We have no information."

Arredondo's own office, now ringed by cyclone fencing, was attacked by
cartel hit men in May, though no one was killed. Arredondo missed the
attack -- she was on a three-month leave because of stress.

The Mexican government has responded to the outburst of violence by
nearly tripling the number of federal police and troops in Sinaloa to
2,000. Convoys of federal police -- most wearing face masks to protect
their identities -- ply the streets of Culiacan, and military
helicopters regularly swoop down over the city. But the presence of
troops and federal police has not stopped the violence; many here feel
it has provoked more confrontations.

"The government is failing," Dominguez said. "They've been
implementing these operations, but it appears that they are going
about it without any kind of strategy."

Antonio Guadalupe Arredondo Higuera -- brother of Ignacio Arredondo
Higuera, a 38-year-old welder who was one of the July 13 victims in
Guamuchil -- doesn't expect much from the federal forces either.
"They'll go away soon and leave us here with the cartels," he said
during an interview in the dusty yard of his parents' home.

Arredondo Higuera considers the drug cartels "untouchables." He has
come to think of their leaders as "the Kings of Sinaloa," he said.

"They're just laughing at the law. They kill for the fun of it," he
said. "And they're going to keep doing it."
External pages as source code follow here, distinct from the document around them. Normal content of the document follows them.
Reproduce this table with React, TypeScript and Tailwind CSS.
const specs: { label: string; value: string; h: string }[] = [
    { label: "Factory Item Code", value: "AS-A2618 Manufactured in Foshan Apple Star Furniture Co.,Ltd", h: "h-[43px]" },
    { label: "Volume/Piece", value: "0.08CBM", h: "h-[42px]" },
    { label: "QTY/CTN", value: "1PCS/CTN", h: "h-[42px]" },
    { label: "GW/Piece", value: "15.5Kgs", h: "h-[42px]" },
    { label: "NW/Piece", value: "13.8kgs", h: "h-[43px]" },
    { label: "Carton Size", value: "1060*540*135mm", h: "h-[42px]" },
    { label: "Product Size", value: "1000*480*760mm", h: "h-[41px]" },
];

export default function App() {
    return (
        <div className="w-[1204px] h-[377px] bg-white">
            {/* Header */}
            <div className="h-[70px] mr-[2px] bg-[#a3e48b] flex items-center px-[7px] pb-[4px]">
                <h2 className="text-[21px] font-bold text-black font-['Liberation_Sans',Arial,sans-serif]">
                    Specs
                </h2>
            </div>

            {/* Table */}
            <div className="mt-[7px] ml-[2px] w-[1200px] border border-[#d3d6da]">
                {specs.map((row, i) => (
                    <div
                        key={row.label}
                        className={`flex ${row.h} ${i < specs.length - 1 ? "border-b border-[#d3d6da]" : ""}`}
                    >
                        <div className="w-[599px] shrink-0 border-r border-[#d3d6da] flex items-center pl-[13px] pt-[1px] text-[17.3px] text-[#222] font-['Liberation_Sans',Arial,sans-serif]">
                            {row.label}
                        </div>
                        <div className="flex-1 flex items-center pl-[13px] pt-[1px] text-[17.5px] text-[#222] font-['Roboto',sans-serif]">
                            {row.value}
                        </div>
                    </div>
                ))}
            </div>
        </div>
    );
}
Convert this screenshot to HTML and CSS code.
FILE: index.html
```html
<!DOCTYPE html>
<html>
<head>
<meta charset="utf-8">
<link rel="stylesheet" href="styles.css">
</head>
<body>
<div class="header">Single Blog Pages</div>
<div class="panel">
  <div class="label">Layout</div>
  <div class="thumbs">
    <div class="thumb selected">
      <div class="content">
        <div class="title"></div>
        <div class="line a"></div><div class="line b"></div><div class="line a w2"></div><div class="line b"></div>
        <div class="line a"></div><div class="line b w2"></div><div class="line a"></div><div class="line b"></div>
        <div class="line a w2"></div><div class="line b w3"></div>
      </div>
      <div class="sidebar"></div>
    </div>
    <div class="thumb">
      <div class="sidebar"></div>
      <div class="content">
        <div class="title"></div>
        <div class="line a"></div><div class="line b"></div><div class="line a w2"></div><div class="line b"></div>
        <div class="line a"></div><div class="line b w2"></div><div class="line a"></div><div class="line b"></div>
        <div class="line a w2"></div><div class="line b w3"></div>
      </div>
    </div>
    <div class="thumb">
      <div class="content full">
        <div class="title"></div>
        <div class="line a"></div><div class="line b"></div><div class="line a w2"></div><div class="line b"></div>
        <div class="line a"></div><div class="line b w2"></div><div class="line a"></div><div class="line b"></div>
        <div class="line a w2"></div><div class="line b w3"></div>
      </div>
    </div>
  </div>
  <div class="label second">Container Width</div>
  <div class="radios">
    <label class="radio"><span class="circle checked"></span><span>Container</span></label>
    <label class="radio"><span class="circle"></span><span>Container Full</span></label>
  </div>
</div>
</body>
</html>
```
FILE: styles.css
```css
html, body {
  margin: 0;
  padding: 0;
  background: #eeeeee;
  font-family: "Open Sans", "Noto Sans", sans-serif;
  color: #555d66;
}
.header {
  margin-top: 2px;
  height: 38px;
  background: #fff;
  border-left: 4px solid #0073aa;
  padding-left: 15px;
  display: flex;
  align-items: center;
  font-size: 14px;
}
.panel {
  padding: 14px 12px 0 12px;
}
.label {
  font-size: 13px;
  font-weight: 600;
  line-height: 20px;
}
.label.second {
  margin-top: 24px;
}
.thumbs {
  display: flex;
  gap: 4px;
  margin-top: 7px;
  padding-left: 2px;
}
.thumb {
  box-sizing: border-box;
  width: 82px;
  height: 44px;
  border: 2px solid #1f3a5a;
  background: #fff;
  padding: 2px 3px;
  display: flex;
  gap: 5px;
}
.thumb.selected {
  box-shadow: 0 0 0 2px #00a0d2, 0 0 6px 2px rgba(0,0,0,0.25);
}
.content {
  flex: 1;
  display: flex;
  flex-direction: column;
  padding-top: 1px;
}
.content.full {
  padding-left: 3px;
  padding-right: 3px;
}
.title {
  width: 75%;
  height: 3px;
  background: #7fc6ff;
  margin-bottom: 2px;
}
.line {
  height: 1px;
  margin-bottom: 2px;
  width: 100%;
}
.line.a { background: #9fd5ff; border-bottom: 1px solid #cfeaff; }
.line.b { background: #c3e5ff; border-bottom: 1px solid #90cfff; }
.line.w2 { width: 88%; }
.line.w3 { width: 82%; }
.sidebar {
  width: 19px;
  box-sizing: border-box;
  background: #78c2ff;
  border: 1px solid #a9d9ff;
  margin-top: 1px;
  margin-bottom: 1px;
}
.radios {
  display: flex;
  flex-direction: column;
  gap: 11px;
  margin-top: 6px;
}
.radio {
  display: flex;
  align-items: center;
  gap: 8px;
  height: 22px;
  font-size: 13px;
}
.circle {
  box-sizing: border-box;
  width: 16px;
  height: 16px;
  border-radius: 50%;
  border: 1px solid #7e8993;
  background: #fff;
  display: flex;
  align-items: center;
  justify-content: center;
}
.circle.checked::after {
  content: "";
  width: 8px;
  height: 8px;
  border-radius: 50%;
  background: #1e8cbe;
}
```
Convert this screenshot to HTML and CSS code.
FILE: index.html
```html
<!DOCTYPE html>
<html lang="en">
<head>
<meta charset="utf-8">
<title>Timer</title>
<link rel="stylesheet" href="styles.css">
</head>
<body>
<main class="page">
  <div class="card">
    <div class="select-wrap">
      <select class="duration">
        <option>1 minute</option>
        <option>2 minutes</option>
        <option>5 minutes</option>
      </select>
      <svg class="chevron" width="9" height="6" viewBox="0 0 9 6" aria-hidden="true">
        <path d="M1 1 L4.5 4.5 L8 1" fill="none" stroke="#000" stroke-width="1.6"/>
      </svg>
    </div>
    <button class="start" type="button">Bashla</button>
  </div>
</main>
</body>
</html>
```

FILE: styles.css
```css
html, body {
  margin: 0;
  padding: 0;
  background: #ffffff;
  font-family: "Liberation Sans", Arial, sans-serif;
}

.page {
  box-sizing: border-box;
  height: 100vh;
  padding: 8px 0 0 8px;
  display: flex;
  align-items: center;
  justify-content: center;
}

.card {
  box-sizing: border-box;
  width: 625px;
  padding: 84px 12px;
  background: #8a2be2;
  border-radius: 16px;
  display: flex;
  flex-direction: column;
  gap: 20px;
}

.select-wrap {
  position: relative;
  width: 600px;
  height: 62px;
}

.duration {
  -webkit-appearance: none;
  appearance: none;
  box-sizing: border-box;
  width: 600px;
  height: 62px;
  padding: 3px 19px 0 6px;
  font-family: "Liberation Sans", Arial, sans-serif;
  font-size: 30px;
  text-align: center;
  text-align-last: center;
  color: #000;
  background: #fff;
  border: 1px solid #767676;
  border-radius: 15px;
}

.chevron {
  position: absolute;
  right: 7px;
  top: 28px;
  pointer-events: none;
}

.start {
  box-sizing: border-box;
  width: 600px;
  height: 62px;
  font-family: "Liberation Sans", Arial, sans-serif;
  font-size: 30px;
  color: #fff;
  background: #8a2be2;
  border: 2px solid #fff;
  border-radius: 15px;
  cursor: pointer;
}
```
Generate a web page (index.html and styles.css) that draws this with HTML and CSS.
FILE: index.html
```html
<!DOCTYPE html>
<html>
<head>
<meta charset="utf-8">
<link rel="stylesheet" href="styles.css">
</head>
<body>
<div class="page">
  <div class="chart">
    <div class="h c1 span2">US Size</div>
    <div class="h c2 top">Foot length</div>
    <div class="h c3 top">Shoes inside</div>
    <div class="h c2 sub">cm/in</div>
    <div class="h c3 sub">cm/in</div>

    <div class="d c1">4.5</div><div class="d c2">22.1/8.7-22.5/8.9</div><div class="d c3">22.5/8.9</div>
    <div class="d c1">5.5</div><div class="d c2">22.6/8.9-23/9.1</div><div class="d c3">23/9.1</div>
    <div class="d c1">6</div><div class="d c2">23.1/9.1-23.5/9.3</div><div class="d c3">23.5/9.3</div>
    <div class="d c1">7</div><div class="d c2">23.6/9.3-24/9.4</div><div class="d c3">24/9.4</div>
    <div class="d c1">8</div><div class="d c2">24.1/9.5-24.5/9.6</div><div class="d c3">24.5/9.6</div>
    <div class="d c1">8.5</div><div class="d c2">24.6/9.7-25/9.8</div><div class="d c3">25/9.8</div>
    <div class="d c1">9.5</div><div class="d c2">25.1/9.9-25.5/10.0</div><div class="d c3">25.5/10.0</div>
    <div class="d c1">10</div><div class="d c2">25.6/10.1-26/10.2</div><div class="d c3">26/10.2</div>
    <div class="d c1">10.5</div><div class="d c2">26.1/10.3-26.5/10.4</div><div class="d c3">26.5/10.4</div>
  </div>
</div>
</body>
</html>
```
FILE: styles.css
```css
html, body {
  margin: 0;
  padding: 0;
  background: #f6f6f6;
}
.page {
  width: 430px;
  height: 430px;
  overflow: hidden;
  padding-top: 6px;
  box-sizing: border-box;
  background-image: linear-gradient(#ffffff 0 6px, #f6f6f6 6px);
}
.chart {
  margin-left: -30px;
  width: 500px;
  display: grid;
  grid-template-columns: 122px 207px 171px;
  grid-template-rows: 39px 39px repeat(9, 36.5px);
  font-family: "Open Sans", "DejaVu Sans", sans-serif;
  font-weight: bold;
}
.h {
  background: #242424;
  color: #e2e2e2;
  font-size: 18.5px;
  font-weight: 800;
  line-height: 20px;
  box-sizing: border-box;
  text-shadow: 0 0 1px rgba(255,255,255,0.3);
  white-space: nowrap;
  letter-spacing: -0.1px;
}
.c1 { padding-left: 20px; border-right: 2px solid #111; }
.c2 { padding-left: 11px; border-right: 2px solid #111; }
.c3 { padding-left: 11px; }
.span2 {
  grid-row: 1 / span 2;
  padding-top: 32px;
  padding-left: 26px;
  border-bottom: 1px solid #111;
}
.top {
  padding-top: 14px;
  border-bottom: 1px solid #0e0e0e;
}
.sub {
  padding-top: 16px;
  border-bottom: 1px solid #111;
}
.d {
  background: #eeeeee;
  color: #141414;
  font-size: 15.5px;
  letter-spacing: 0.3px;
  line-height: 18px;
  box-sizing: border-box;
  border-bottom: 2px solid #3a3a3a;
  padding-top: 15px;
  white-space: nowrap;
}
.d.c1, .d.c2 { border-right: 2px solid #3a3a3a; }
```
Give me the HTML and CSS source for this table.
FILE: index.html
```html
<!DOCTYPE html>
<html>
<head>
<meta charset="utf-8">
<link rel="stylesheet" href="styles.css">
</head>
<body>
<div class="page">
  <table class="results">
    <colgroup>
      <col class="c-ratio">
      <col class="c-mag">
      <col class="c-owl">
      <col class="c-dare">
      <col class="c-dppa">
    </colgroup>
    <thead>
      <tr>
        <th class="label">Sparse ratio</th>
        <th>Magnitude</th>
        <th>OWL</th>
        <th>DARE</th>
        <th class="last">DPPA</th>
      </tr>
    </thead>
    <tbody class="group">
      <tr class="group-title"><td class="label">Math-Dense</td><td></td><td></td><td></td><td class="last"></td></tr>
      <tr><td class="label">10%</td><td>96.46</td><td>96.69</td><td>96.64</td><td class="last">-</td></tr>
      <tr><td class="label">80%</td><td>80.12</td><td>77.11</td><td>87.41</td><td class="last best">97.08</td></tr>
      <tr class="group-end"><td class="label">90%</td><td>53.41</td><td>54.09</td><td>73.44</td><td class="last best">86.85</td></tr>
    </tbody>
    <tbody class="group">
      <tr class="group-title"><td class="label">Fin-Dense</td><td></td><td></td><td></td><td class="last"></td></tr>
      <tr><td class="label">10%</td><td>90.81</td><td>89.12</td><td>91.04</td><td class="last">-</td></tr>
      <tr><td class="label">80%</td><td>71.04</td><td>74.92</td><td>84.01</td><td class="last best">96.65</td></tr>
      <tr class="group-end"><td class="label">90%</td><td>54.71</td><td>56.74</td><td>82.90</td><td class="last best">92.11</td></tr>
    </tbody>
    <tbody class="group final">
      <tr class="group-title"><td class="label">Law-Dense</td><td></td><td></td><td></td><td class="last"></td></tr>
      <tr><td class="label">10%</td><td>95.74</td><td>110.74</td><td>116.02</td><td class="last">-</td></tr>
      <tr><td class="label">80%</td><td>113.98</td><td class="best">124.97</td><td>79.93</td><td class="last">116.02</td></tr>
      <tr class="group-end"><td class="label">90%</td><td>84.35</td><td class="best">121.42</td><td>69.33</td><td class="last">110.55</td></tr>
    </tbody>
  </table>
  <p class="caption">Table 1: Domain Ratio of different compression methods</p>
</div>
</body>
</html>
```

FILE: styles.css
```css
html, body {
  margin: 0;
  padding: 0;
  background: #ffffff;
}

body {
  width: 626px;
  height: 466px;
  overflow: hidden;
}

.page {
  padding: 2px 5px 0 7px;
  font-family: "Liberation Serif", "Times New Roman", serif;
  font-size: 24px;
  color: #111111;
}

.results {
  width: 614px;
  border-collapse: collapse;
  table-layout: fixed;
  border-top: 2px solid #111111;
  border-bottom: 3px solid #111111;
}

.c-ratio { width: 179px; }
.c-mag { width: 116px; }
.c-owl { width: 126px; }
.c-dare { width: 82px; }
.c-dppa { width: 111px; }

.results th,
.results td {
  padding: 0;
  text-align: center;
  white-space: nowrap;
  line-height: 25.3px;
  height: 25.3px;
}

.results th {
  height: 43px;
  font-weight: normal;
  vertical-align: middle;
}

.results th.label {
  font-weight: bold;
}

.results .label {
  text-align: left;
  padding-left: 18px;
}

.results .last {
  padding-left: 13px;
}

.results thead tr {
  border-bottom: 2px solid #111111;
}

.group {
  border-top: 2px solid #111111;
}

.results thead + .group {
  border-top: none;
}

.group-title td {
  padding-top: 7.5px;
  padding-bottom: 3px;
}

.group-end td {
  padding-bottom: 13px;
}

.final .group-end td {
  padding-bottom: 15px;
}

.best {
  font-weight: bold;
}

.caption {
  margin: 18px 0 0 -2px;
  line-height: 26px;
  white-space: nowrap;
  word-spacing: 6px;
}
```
His mother, Regina Higuera Gutierrez, sat a few steps away, shaking
her head. She has wanted to honor her son's memory -- and perhaps
ensure a better world for the child her son's partner is due to
deliver in three months -- by marching to protest the violence ruining
her home town. She tried to talk her husband, Concepcion Arredondo,
into taking to the streets and saying, "Enough!" But he refused and
forbade her from joining in.

"He's afraid," she said, shaking her head. "We're all afraid."